Hoje,
finalmente, tomei a primeira cachaça do ano pela paz mundial, pela erradicação
dos preconceitos, pela intolerância, pela paz de espírito. Tomei com júbilo.
Com fervor. Em prece, em agradecimento, em sinal de reconhecimento pelo que a
vida me dá: amplitude, liberdade e horizonte. Hoje, depois de ter escorregado
muito subindo a montanha, alcanço o topo, onde o limite do meu olhar é o céu,
e, abaixo, uma terra verde de encosta generosa.
Sim,
brindei com cachaça boa. Daquelas que fazem esquecer todos os percalços do
caminho, todas as pedras em falso, todos os falsos paraísos que ficaram para
trás. E não pelo excesso, mas pelo prazer. O prazer, assim como o amor, faz
neutralizar as dores, faz rir os dramas e, sobretudo, deixa um sorriso
duradouro no rosto.
Não é
mérito da cachaça trazer esse prazer. O prazer vem de haver ultrapassado os
limites. As fronteiras auto impostas das crenças restritivas. Você pode
acreditar por muito tempo que basta retirar as pedras para o rio virar mar, mas
antes terá um longo percurso a percorrer.
Hoje, no
marco da minha pegada no chão, eu comemoro. Fiz pastel de meia cura com tomate.
E sopa de lentilha. Cardápio que me regozija apenas pelo fato de ser o que eu
queria comer. A paz é isso. É chegar ao ponto de equilíbrio entre o que há para
comer e o que você quer. Basta ser flexível. Basta abrir a geladeira e aceitar.
Embora você
possa dizer que paz é muito mais e vou concordar.

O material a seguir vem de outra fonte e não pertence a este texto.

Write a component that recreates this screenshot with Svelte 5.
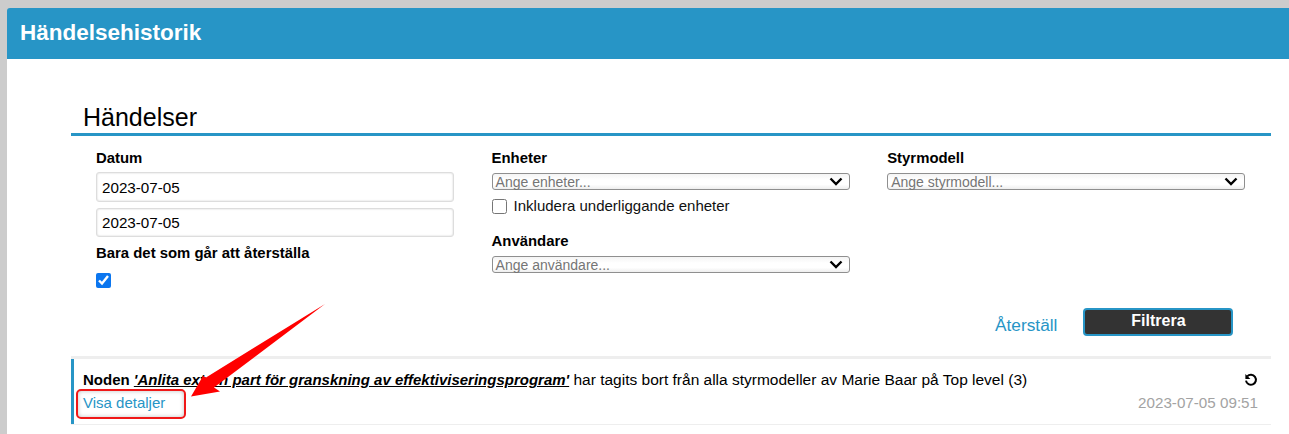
<script>
  const event = {
    node: "'Anlita extern part för granskning av effektiviseringsprogram'",
    rest: " har tagits bort från alla styrmodeller av Marie Baar på Top level (3)",
    time: "2023-07-05 09:51",
  };
</script>

<div class="page">
  <header class="topbar"><h1>Händelsehistorik</h1></header>

  <main class="content">
    <h2>Händelser</h2>

    <div class="filters">
      <div class="col">
        <span class="label">Datum</span>
        <input class="date first" type="text" value="2023-07-05" />
        <input class="date" type="text" value="2023-07-05" />
        <span class="label restore">Bara det som går att återställa</span>
        <input class="check checked-box" type="checkbox" checked />
      </div>

      <div class="col">
        <span class="label">Enheter</span>
        <div class="select">
          <span>Ange enheter...</span>
          <svg viewBox="0 0 14 9" width="14" height="9"><path d="M1.5 1.5 7 7l5.5-5.5" /></svg>
        </div>
        <label class="include">
          <input class="check" type="checkbox" />
          Inkludera underliggande enheter
        </label>
        <span class="label users">Användare</span>
        <div class="select">
          <span>Ange användare...</span>
          <svg viewBox="0 0 14 9" width="14" height="9"><path d="M1.5 1.5 7 7l5.5-5.5" /></svg>
        </div>
      </div>

      <div class="col">
        <span class="label">Styrmodell</span>
        <div class="select">
          <span>Ange styrmodell...</span>
          <svg viewBox="0 0 14 9" width="14" height="9"><path d="M1.5 1.5 7 7l5.5-5.5" /></svg>
        </div>
      </div>
    </div>

    <div class="actions">
      <a href="#reset" class="reset">Återställ</a>
      <button class="filter">Filtrera</button>
    </div>

    <article class="event">
      <div class="event-main">
        <p><b>Noden <i><u>{event.node}</u></i></b>{event.rest}</p>
        <a href="#details" class="details">Visa detaljer</a>
      </div>
      <div class="event-side">
        <svg class="undo" viewBox="0 0 14 14" width="14" height="14">
          <path d="M3.2 3.4A5 5 0 1 1 2 7.6" />
          <path class="head" d="M1.4 1v5h5z" />
        </svg>
        <span class="time">{event.time}</span>
      </div>
    </article>
  </main>

  <div class="callout"></div>
  <svg class="arrow" viewBox="0 0 1289 434" width="1289" height="434">
    <path d="M325 304 214 387.5 220 391.5 191 396.5 203 376 206 377.5z" fill="#ff0000" />
  </svg>
</div>

<style>
  :global(body) {
    margin: 0;
    background: #cccccc;
    font-family: "Liberation Sans", Arial, sans-serif;
  }

  .page {
    position: relative;
    height: 426px;
    padding: 8px 0 0 7px;
    overflow: hidden;
  }

  .topbar {
    height: 51px;
    background: #2795c6;
    display: flex;
    align-items: center;
    padding-left: 13px;
    border-top-left-radius: 3px;
  }

  h1 {
    margin: 0 0 2px;
    color: #fff;
    font-size: 22.5px;
    font-weight: bold;
  }

  .content {
    background: #fff;
    height: 375px;
    padding: 0 18px 0 64px;
    overflow: hidden;
  }

  h2 {
    margin: 44px 0 0;
    padding: 0 0 1px 12px;
    height: 29px;
    line-height: 29px;
    font-size: 25px;
    font-weight: normal;
    color: #000;
    border-bottom: 3px solid #2795c6;
  }

  .filters {
    display: grid;
    grid-template-columns: repeat(3, 358px);
    column-gap: 37.6px;
    padding: 13px 0 0 25px;
  }

  .col {
    display: flex;
    flex-direction: column;
    align-items: flex-start;
  }

  .label {
    font-size: 14.9px;
    font-weight: bold;
    line-height: 18px;
    color: #000;
  }

  .date {
    box-sizing: border-box;
    width: 358px;
    height: 29px;
    margin: 6px 0 0;
    padding: 0 5px;
    border: 1px solid #ddd;
    border-radius: 3px;
    box-shadow: inset 0 0 2px #ccc;
    font: 15.2px "Liberation Sans", Arial, sans-serif;
    color: #000;
  }

  .date.first {
    height: 30px;
    margin-top: 5px;
  }

  .restore {
    margin-top: 7px;
  }

  .check {
    width: 13px;
    height: 13px;
    margin: 0;
    accent-color: #0b76ef;
  }

  .checked-box {
    width: 15px;
    height: 15px;
    margin-top: 11px;
  }

  .select {
    box-sizing: border-box;
    width: 358px;
    height: 17px;
    margin-top: 6px;
    padding: 0 6px 0 3px;
    display: flex;
    align-items: center;
    justify-content: space-between;
    border: 1px solid #8f8f8f;
    border-radius: 3px;
    background: linear-gradient(#f4f4f4, #fff 40%, #fff 70%, #eee);
    font-size: 14px;
    color: #757575;
  }

  .select path {
    fill: none;
    stroke: #000;
    stroke-width: 2.4;
  }

  .include {
    display: flex;
    align-items: center;
    gap: 7px;
    margin-top: 7px;
    font-size: 15px;
    line-height: 18px;
    color: #111;
  }

  .include .check {
    width: 15px;
    height: 15px;
  }

  .users {
    margin-top: 17px;
  }

  .actions {
    position: absolute;
    top: 308px;
    left: 995px;
    display: flex;
    align-items: flex-start;
    gap: 26px;
  }

  .reset {
    margin-top: 8px;
    font-size: 17.3px;
    line-height: 18px;
    color: #2795c6;
    text-decoration: none;
  }

  .filter {
    width: 150px;
    height: 28px;
    padding: 0 0 2px;
    background: #333;
    border: 2px solid #2795c6;
    border-radius: 4px;
    color: #fff;
    font: bold 16px "Liberation Sans", Arial, sans-serif;
  }

  .event {
    position: absolute;
    top: 356px;
    left: 71px;
    width: 1200px;
    height: 69px;
    box-sizing: border-box;
    display: flex;
    justify-content: space-between;
    border-top: 3px solid #eee;
    border-bottom: 1px solid #eee;
    padding: 11px 13px 0 12px;
    background: linear-gradient(90deg, #2795c6 3px, #fff 3px);
  }

  .event p {
    margin: 0;
    font-size: 15.5px;
    line-height: 20px;
    color: #000;
  }

  .event b {
    font-size: 15px;
  }

  .details {
    display: block;
    margin-top: 3px;
    font-size: 15px;
    line-height: 20px;
    color: #2795c6;
    text-decoration: none;
  }

  .event-side {
    display: flex;
    flex-direction: column;
    align-items: flex-end;
  }

  .undo {
    margin-top: 3px;
  }

  .undo path {
    fill: none;
    stroke: #000;
    stroke-width: 2;
  }

  .undo .head {
    fill: #000;
    stroke: none;
  }

  .time {
    margin-top: 7px;
    font-size: 15.2px;
    line-height: 18px;
    color: #a3a3a3;
  }

  /* annotation drawn on top of the screenshot */
  .callout {
    position: absolute;
    left: 76px;
    top: 389px;
    width: 106px;
    height: 26px;
    border: 2px solid #f01818;
    border-radius: 5px;
    box-shadow: inset 0 0 4px rgba(0, 0, 0, 0.25);
  }

  .arrow {
    position: absolute;
    left: 0;
    top: 0;
    pointer-events: none;
  }
</style>
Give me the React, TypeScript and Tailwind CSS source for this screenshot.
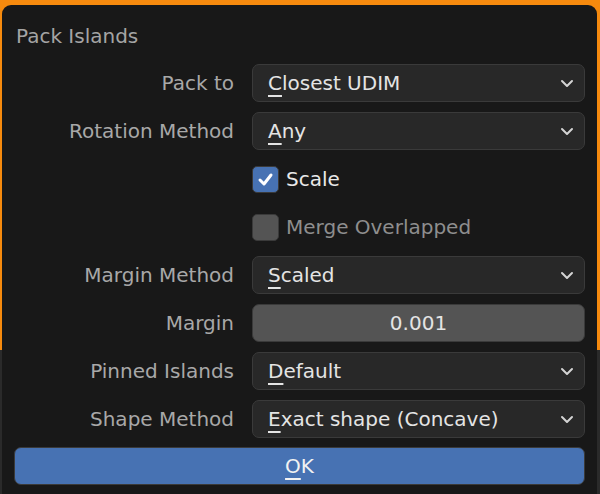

Isso é muito mais, também.
Soltar os grilhões que prendem seus pés ao chão, saltar da imaginação leve para
o sonho, como um gato, transcender a nuvem, a foto do celular, ir além do
olhar, isso é paz.
O mundo
gira sem pressa quando você sabe para onde vai. E o melhor de tudo, gira na
mesma direção que você seguir. A isso, brindo. E aproveito para saldar os novos
ventos, e os novos eflúvios, todo o ar que me salva de ter estado sufocada pelo
simples fato de paralisar. Às vezes é difícil dar um passo quando tudo em volta
não nos atende, ou até mesmo quando tudo no entorno é duro como pedra ou frio
como a solidão. Dar o passo de acreditar que pode ser diferente, ainda que
precise mudar o jeito, o traçado, ou o olhar.
Não dar o
passo para deixar de doer. Parece absurdo. Mas às vezes, a dor faz crer que
seja necessária, como a margem do rio que limita e restringe seu acesso. Até você
entender que seu destino não é ser rio, mas nuvem.